John C. K. Daly
Russia has become increasingly dependent on trade with the People’s Republic of China (PRC) since its full-scale invasion of Ukraine in 2022, with more than a third of Russia’s total trade turnover being generated by the PRC.
The recent memorandum on the development of the “Power of Siberia 2” pipeline could secure long-term PRC purchases of Russian gas. The PRC’s purported aim for severely discounted prices, however, could ultimately render the project unprofitable for Russia.
U.S. President Donald Trump’s recent pressure on countries buying Russian oil could imperil Russian energy exports, an issue of major concern in both Russia and the PRC, and ultimately deter continued PRC purchases.
The People’s Republic of China’s (PRC) dominant role as Russia’s largest energy customer has only increased since the beginning of Russia’s full-scale invasion of Ukraine three and a half years ago.
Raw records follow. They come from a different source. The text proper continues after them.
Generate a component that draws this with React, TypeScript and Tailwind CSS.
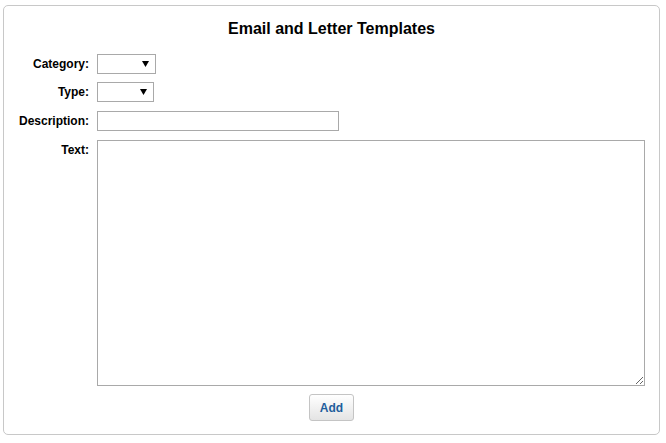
import React from "react";

function FakeSelect({ width }: { width: string }) {
  return (
    <div className={`${width} h-[20px] border border-[#a9a9a9] bg-white flex items-center justify-end pr-[6px]`}>
      <svg width="7" height="6" viewBox="0 0 7 6">
        <path d="M0 0H7L3.5 6Z" fill="#000" />
      </svg>
    </div>
  );
}

export default function App() {
  const font = { fontFamily: '"Liberation Sans", Arial, sans-serif' };
  return (
    <div className="w-[666px] h-[443px] bg-white pt-[5px] pl-[3px]" style={font}>
      <div className="w-[657px] h-[430px] border border-[#c8c8c8] rounded-[5px] flex flex-col pt-[14px]">
        <h1 className="text-[16px] leading-[18px] font-bold text-black text-center">
          Email and Letter Templates
        </h1>
        <div className="flex flex-col mt-[16px] text-[12px] leading-[14px] font-bold text-black">
          <div className="flex items-center">
            <div className="w-[93px] pr-[8px] text-right">Category:</div>
            <FakeSelect width="w-[59px]" />
          </div>
          <div className="flex items-center mt-[8px]">
            <div className="w-[93px] pr-[8px] text-right">Type:</div>
            <FakeSelect width="w-[57px]" />
          </div>
          <div className="flex items-center mt-[9px]">
            <div className="w-[93px] pr-[8px] text-right">Description:</div>
            <input className="w-[242px] h-[20px] border border-[#a9a9a9] bg-white outline-none" />
          </div>
          <div className="flex items-start mt-[9px]">
            <div className="w-[93px] pr-[8px] text-right pt-[3px]">Text:</div>
            <textarea className="w-[548px] h-[246px] border border-[#a9a9a9] bg-white outline-none resize" />
          </div>
        </div>
        <div className="flex justify-center mt-[8px]">
          <button className="w-[45px] h-[27px] rounded-[3px] border border-[#c4c4c4] bg-gradient-to-b from-[#ffffff] to-[#e4e4e4] text-[12px] font-bold text-[#1f5d9c]">
            Add
          </button>
        </div>
      </div>
    </div>
  );
}
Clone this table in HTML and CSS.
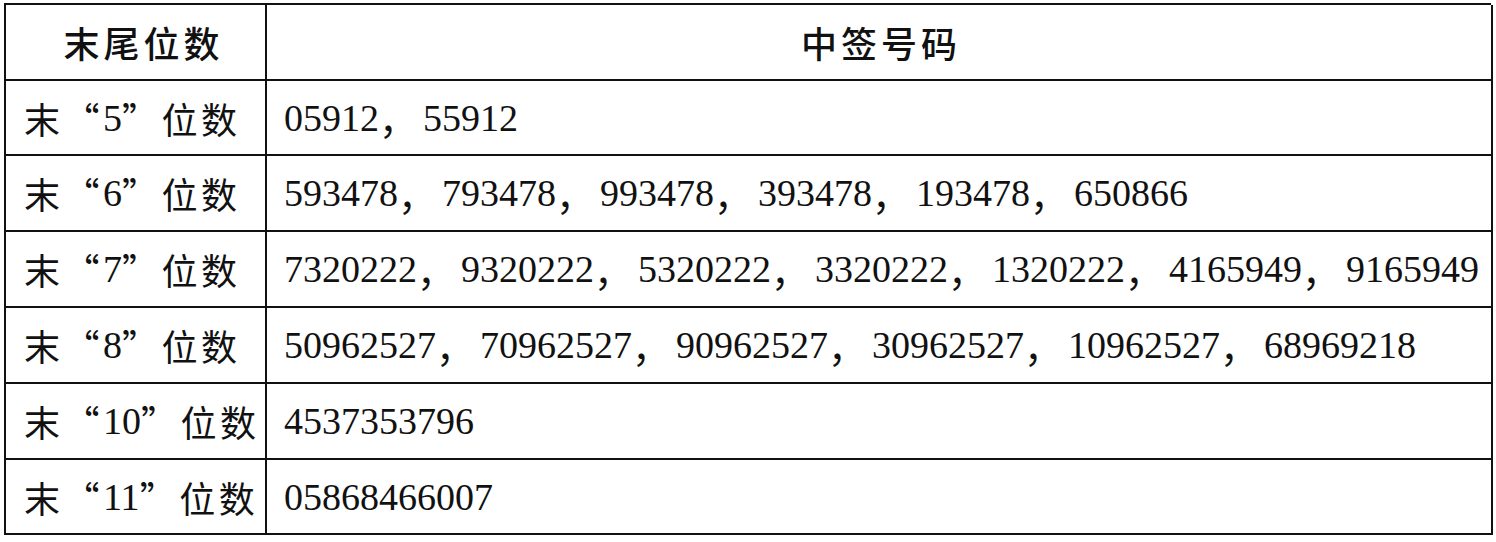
FILE: index.html
```html
<!DOCTYPE html>
<html lang="zh-CN">
<head>
<meta charset="utf-8">
<title>中签号码</title>
<link rel="stylesheet" href="styles.css">
</head>
<body>
<div class="table">
  <div class="cell head head-first">末尾位数</div>
  <div class="cell head">中签号码</div>

  <div class="cell label">末<span class="q">“</span><span class="num">5</span><span class="q">”</span>位数</div>
  <div class="cell nums">05912<span class="sep">，</span>55912</div>

  <div class="cell label">末<span class="q">“</span><span class="num">6</span><span class="q">”</span>位数</div>
  <div class="cell nums">593478<span class="sep">，</span>793478<span class="sep">，</span>993478<span class="sep">，</span>393478<span class="sep">，</span>193478<span class="sep">，</span>650866</div>

  <div class="cell label">末<span class="q">“</span><span class="num">7</span><span class="q">”</span>位数</div>
  <div class="cell nums">7320222<span class="sep">，</span>9320222<span class="sep">，</span>5320222<span class="sep">，</span>3320222<span class="sep">，</span>1320222<span class="sep">，</span>4165949<span class="sep">，</span>9165949</div>

  <div class="cell label">末<span class="q">“</span><span class="num">8</span><span class="q">”</span>位数</div>
  <div class="cell nums">50962527<span class="sep">，</span>70962527<span class="sep">，</span>90962527<span class="sep">，</span>30962527<span class="sep">，</span>10962527<span class="sep">，</span>68969218</div>

  <div class="cell label">末<span class="q">“</span><span class="num">10</span><span class="q">”</span>位数</div>
  <div class="cell nums">4537353796</div>

  <div class="cell label">末<span class="q">“</span><span class="num">11</span><span class="q">”</span>位数</div>
  <div class="cell nums">05868466007</div>
</div>
</body>
</html>
```
FILE: styles.css
```css
html, body {
  margin: 0;
  padding: 0;
  background: #ffffff;
}

.table {
  box-sizing: border-box;
  margin: 3px 0 0 4px;
  width: 1487px;
  display: grid;
  grid-template-columns: 261px 1226px;
  grid-template-rows: 76px 75px 76px 76px 76px 76px 75px;
  border-top: 2px solid #111;
  border-left: 2px solid #111;
  color: #111;
}

.cell {
  box-sizing: border-box;
  border-right: 2px solid #111;
  border-bottom: 2px solid #111;
  display: flex;
  align-items: center;
  white-space: nowrap;
  overflow: visible;
}

.head {
  justify-content: center;
  font-family: "Noto Sans CJK SC", sans-serif;
  font-weight: 500;
  font-size: 36px;
  letter-spacing: 4px;
  padding-left: 4px;
}

.head-first {
  padding-left: 16px;
}

.label {
  padding-left: 18px;
  font-family: "Noto Sans CJK SC", sans-serif;
  font-weight: 400;
  font-size: 36px;
  letter-spacing: 3.5px;
}

.label .num {
  font-family: "Liberation Serif", serif;
  font-size: 38px;
  letter-spacing: 0;
}

.nums {
  padding-left: 17px;
  font-family: "Liberation Serif", "Noto Sans CJK SC", serif;
  font-size: 38px;
}

.sep {
  font-family: "Noto Sans CJK SC", sans-serif;
  margin-right: 6px;
}
```
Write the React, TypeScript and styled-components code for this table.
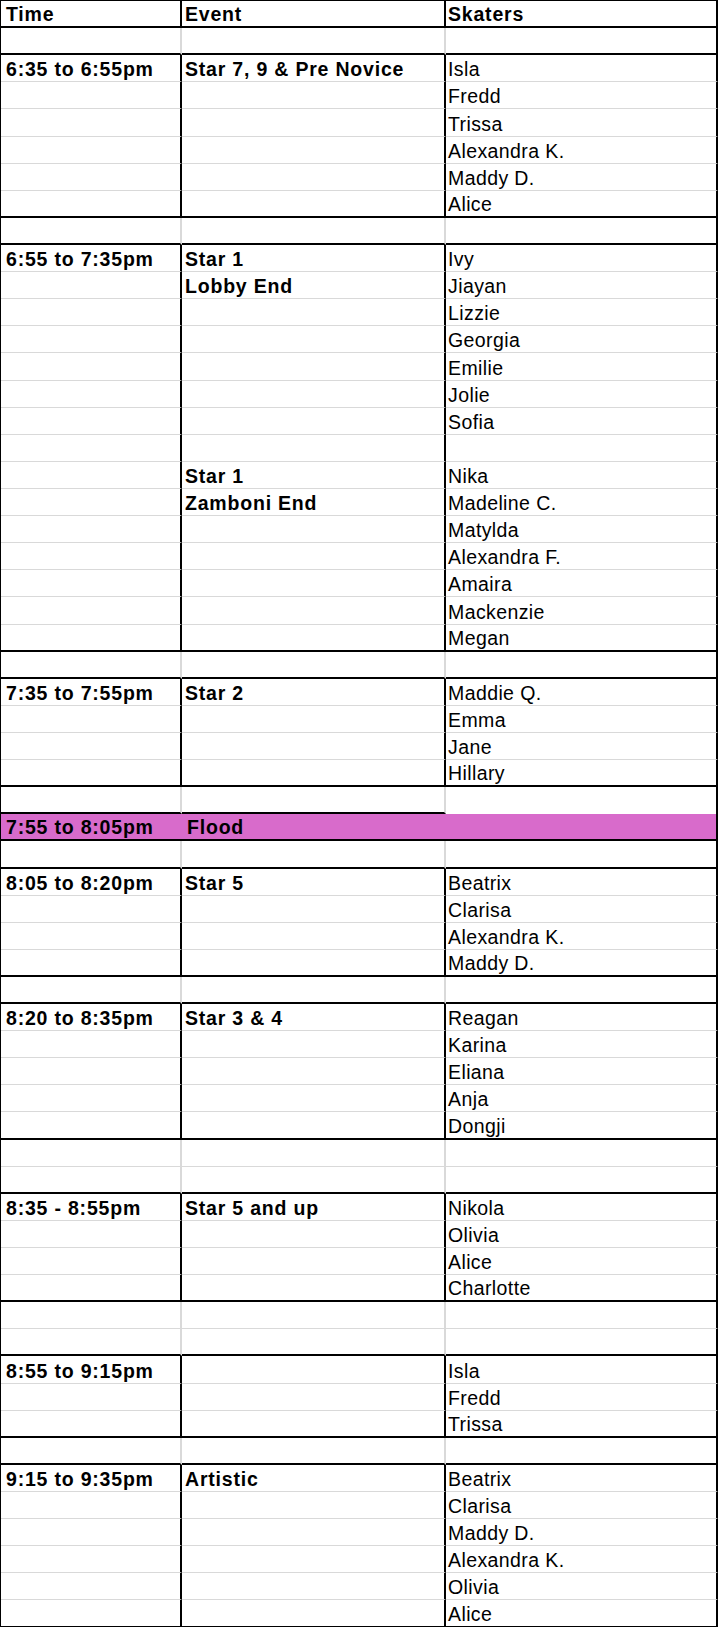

Determining the scope of this bilateral trade presents difficulties even as it increases. While the topic of Russia–PRC trade is regularly covered by the Russian media, after the start of the war, Russian government data on its foreign trade was partially classified, leaving analysts primarily with statistics from the PRC customs service. According to the PRC’s General Administration of Customs, in 2024, the trade turnover between Russia and the PRC totaled $244.81 billion, representing a 1.9 percent increase from 2023 (RBC, January 13). According to PRC customs data, in 2024, the Russian Federation’s exports to the PRC, which were primarily in the energy sector, remained practically unchanged from the previous year at $129.32 billion. During the same period, the PRC’s exports to Russia increased by 4.1 percent to $115.49 billion (RIA Novosti, January 13). The positive balance of the Russian side in trade resulted in a $13.83 billion surplus, 23.8 percent less compared to 2023 (TASS, January 12).
According to the Central Bank of the Russian Federation (CBRF), in 2024, the PRC’s share in Russia’s exports was 31 percent, compared to 30 percent in 2023. In imports, the PRC’s share was 39 percent, compared to 37 percent the previous year. At the end of 2024, more than a third of the Russian Federation’s total trade turnover was generated by the PRC. For the PRC, Russia’s share in trade is modest, accounting for 4–5 percent of total turnover (Strategic Culture Fund, September 13). According to the CBRF, at the beginning of 2022, the volume of foreign direct investment (FDI) in the Russian economy was $497.7 billion, which by mid-2025 had diminished to $216 billion. This means that since the war began, FDI in Russia has more than halved, decreasing to 43 percent of its pre-war level, demonstrating the impact of Russia’s war against Ukraine’s economy. Following the imposition of sanctions against Russia, led by the United States and the European Union in February 2022, and the subsequent abrupt curtailment of trade with the West, Russia’s initial trade losses were largely offset by increased trade with the PRC, India, and other friendly and neutral countries (see EDM, November 13, 2024, January 27, April 28, September 8, 10; see China Brief, July 18). This would diminish over time, however, as more sets of sanctions were imposed, increasing the importance of energy sales to the PRC as options dwindled.